**RECORDED DATA:**
····················
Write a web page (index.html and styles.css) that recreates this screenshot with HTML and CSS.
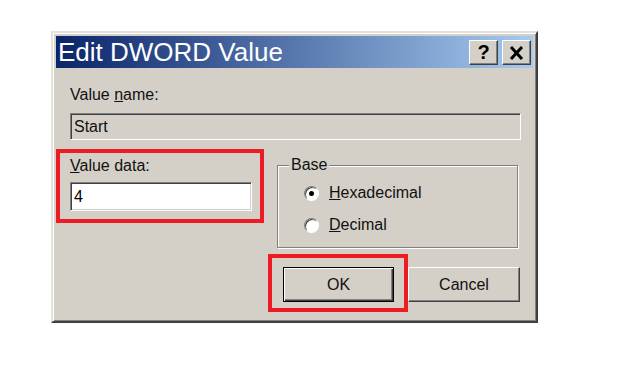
FILE: index.html
```html
<!DOCTYPE html>
<html lang="en">
<head>
    <meta charset="UTF-8">
    <title>Edit DWORD Value</title>
    <link rel="stylesheet" href="styles.css">
</head>
<body>
    <div class="dialog">
        <div class="titlebar">
            <span class="title">Edit DWORD Value</span>
            <div class="title-buttons">
                <span class="tbtn help">?</span>
                <span class="tbtn close">
                    <svg width="15" height="14" viewBox="0 0 15 14">
                        <path d="M2 1 L13 13 M13 1 L2 13" stroke="#000" stroke-width="3" fill="none"/>
                    </svg>
                </span>
            </div>
        </div>

        <div class="client">
            <div class="label">Value <u>n</u>ame:</div>
            <div class="field field-name">Start</div>

            <div class="lower">
                <div class="highlight data-box">
                    <div class="label"><u>V</u>alue data:</div>
                    <div class="field field-data">4</div>
                </div>

                <fieldset class="group">
                    <legend>Base</legend>
                    <div class="radio-row">
                        <span class="radio checked"></span>
                        <span><u>H</u>exadecimal</span>
                    </div>
                    <div class="radio-row">
                        <span class="radio"></span>
                        <span><u>D</u>ecimal</span>
                    </div>
                </fieldset>
            </div>

            <div class="buttons">
                <div class="highlight ok-box">
                    <button class="btn default">OK</button>
                </div>
                <button class="btn cancel">Cancel</button>
            </div>
        </div>
    </div>
</body>
</html>
```

FILE: styles.css
```css
body {
    margin: 0;
    background: #fff;
    font-family: "Liberation Sans", Arial, sans-serif;
    font-size: 16px;
    color: #111;
}
.dialog {
    box-sizing: border-box;
    width: 487px;
    margin: 31px 0 0 51px;
    padding: 3px;
    background: #d4d0c8;
    border: 2px solid;
    border-color: #e4e2dc #404040 #404040 #e4e2dc;
    box-shadow: inset 1px 1px 0 #fff, inset -1px -1px 0 #808080;
}
.titlebar {
    height: 32px;
    display: flex;
    align-items: center;
    justify-content: space-between;
    padding: 0 2px;
    background: linear-gradient(to right, #0a246a, #a6caf0);
}
.title {
    color: #fff;
    font-size: 26px;
    line-height: 32px;
}
.title-buttons {
    display: flex;
    gap: 4px;
    margin-top: 1px;
}
.tbtn {
    box-sizing: border-box;
    width: 29px;
    height: 25px;
    display: flex;
    align-items: center;
    justify-content: center;
    background: #d4d0c8;
    border: 1px solid;
    border-color: #fff #404040 #404040 #fff;
    box-shadow: inset -1px -1px 0 #808080;
}
.help {
    font-weight: bold;
    font-size: 20px;
    color: #000;
}
.client {
    padding: 18px 12px 6px 14px;
}
.label {
    line-height: 18px;
}
.field {
    box-sizing: border-box;
    border: 1px solid;
    border-color: #808080 #fff #fff #808080;
    box-shadow: inset 1px 1px 0 #404040, inset -1px -1px 0 #d4d0c8;
    padding: 0 3px;
}
.field-name {
    height: 27px;
    line-height: 25px;
    margin-top: 9px;
}
.field-data {
    height: 29px;
    line-height: 27px;
    margin-top: 7px;
    background: #fff;
    color: #000;
}
.lower {
    display: flex;
    align-items: flex-start;
    gap: 13px;
    margin: 9px 0 0 -14px;
}
.highlight {
    border: 4px solid #ed1c24;
    box-sizing: border-box;
}
.data-box {
    width: 208px;
    height: 74px;
    padding: 4px 8px 8px 10px;
}
.group {
    box-sizing: border-box;
    width: 241px;
    height: 92px;
    margin: 7px 0 0 0;
    padding: 10px 0 0 26px;
    border: 1px solid #808080;
    box-shadow: 1px 1px 0 #fff, inset 1px 1px 0 #fff;
}
.group legend {
    padding: 0 2px;
    margin-left: -15px;
    line-height: 18px;
    background: #d4d0c8;
}
.radio-row {
    display: flex;
    align-items: center;
    height: 18px;
    margin-bottom: 14px;
}
.radio {
    box-sizing: border-box;
    width: 15px;
    height: 15px;
    margin-right: 10px;
    border-radius: 50%;
    background: #fff;
    border: 1px solid;
    border-color: #808080 #fff #fff #808080;
    box-shadow: inset 1px 1px 0 #404040;
    display: flex;
    align-items: center;
    justify-content: center;
}
.radio.checked::after {
    content: "";
    width: 5px;
    height: 5px;
    border-radius: 50%;
    background: #000;
}
.buttons {
    display: flex;
    align-items: flex-start;
    justify-content: flex-end;
    margin: 6px 1px 0 0;
}
.ok-box {
    padding: 9px 10px 6px 11px;
}
.btn {
    box-sizing: border-box;
    height: 35px;
    font-family: "Liberation Sans", Arial, sans-serif;
    font-size: 16px;
    color: #111;
    background: #d4d0c8;
    padding: 0;
}
.default {
    width: 111px;
    border: 1px solid #000;
    box-shadow: inset 1px 1px 0 #fff, inset -1px -1px 0 #404040, inset -2px -2px 0 #808080;
}
.cancel {
    width: 112px;
    margin-top: 13px;
    border: 1px solid;
    border-color: #fff #404040 #404040 #fff;
    box-shadow: inset -1px -1px 0 #808080;
}
```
····················
**TASK GOAL:** Go through the listing above and quote it exactly, apart from its images.

**FINAL RESULT:**
Write a web page (index.html and styles.css) that recreates this screenshot with HTML and CSS.
FILE: index.html
```html
<!DOCTYPE html>
<html lang="en">
<head>
    <meta charset="UTF-8">
    <title>Edit DWORD Value</title>
    <link rel="stylesheet" href="styles.css">
</head>
<body>
    <div class="dialog">
        <div class="titlebar">
            <span class="title">Edit DWORD Value</span>
            <div class="title-buttons">
                <span class="tbtn help">?</span>
                <span class="tbtn close">
                    <svg width="15" height="14" viewBox="0 0 15 14">
                        <path d="M2 1 L13 13 M13 1 L2 13" stroke="#000" stroke-width="3" fill="none"/>
                    </svg>
                </span>
            </div>
        </div>

        <div class="client">
            <div class="label">Value <u>n</u>ame:</div>
            <div class="field field-name">Start</div>

            <div class="lower">
                <div class="highlight data-box">
                    <div class="label"><u>V</u>alue data:</div>
                    <div class="field field-data">4</div>
                </div>

                <fieldset class="group">
                    <legend>Base</legend>
                    <div class="radio-row">
                        <span class="radio checked"></span>
                        <span><u>H</u>exadecimal</span>
                    </div>
                    <div class="radio-row">
                        <span class="radio"></span>
                        <span><u>D</u>ecimal</span>
                    </div>
                </fieldset>
            </div>

            <div class="buttons">
                <div class="highlight ok-box">
                    <button class="btn default">OK</button>
                </div>
                <button class="btn cancel">Cancel</button>
            </div>
        </div>
    </div>
</body>
</html>
```

FILE: styles.css
```css
body {
    margin: 0;
    background: #fff;
    font-family: "Liberation Sans", Arial, sans-serif;
    font-size: 16px;
    color: #111;
}
.dialog {
    box-sizing: border-box;
    width: 487px;
    margin: 31px 0 0 51px;
    padding: 3px;
    background: #d4d0c8;
    border: 2px solid;
    border-color: #e4e2dc #404040 #404040 #e4e2dc;
    box-shadow: inset 1px 1px 0 #fff, inset -1px -1px 0 #808080;
}
.titlebar {
    height: 32px;
    display: flex;
    align-items: center;
    justify-content: space-between;
    padding: 0 2px;
    background: linear-gradient(to right, #0a246a, #a6caf0);
}
.title {
    color: #fff;
    font-size: 26px;
    line-height: 32px;
}
.title-buttons {
    display: flex;
    gap: 4px;
    margin-top: 1px;
}
.tbtn {
    box-sizing: border-box;
    width: 29px;
    height: 25px;
    display: flex;
    align-items: center;
    justify-content: center;
    background: #d4d0c8;
    border: 1px solid;
    border-color: #fff #404040 #404040 #fff;
    box-shadow: inset -1px -1px 0 #808080;
}
.help {
    font-weight: bold;
    font-size: 20px;
    color: #000;
}
.client {
    padding: 18px 12px 6px 14px;
}
.label {
    line-height: 18px;
}
.field {
    box-sizing: border-box;
    border: 1px solid;
    border-color: #808080 #fff #fff #808080;
    box-shadow: inset 1px 1px 0 #404040, inset -1px -1px 0 #d4d0c8;
    padding: 0 3px;
}
.field-name {
    height: 27px;
    line-height: 25px;
    margin-top: 9px;
}
.field-data {
    height: 29px;
    line-height: 27px;
    margin-top: 7px;
    background: #fff;
    color: #000;
}
.lower {
    display: flex;
    align-items: flex-start;
    gap: 13px;
    margin: 9px 0 0 -14px;
}
.highlight {
    border: 4px solid #ed1c24;
    box-sizing: border-box;
}
.data-box {
    width: 208px;
    height: 74px;
    padding: 4px 8px 8px 10px;
}
.group {
    box-sizing: border-box;
    width: 241px;
    height: 92px;
    margin: 7px 0 0 0;
    padding: 10px 0 0 26px;
    border: 1px solid #808080;
    box-shadow: 1px 1px 0 #fff, inset 1px 1px 0 #fff;
}
.group legend {
    padding: 0 2px;
    margin-left: -15px;
    line-height: 18px;
    background: #d4d0c8;
}
.radio-row {
    display: flex;
    align-items: center;
    height: 18px;
    margin-bottom: 14px;
}
.radio {
    box-sizing: border-box;
    width: 15px;
    height: 15px;
    margin-right: 10px;
    border-radius: 50%;
    background: #fff;
    border: 1px solid;
    border-color: #808080 #fff #fff #808080;
    box-shadow: inset 1px 1px 0 #404040;
    display: flex;
    align-items: center;
    justify-content: center;
}
.radio.checked::after {
    content: "";
    width: 5px;
    height: 5px;
    border-radius: 50%;
    background: #000;
}
.buttons {
    display: flex;
    align-items: flex-start;
    justify-content: flex-end;
    margin: 6px 1px 0 0;
}
.ok-box {
    padding: 9px 10px 6px 11px;
}
.btn {
    box-sizing: border-box;
    height: 35px;
    font-family: "Liberation Sans", Arial, sans-serif;
    font-size: 16px;
    color: #111;
    background: #d4d0c8;
    padding: 0;
}
.default {
    width: 111px;
    border: 1px solid #000;
    box-shadow: inset 1px 1px 0 #fff, inset -1px -1px 0 #404040, inset -2px -2px 0 #808080;
}
.cancel {
    width: 112px;
    margin-top: 13px;
    border: 1px solid;
    border-color: #fff #404040 #404040 #fff;
    box-shadow: inset -1px -1px 0 #808080;
}
```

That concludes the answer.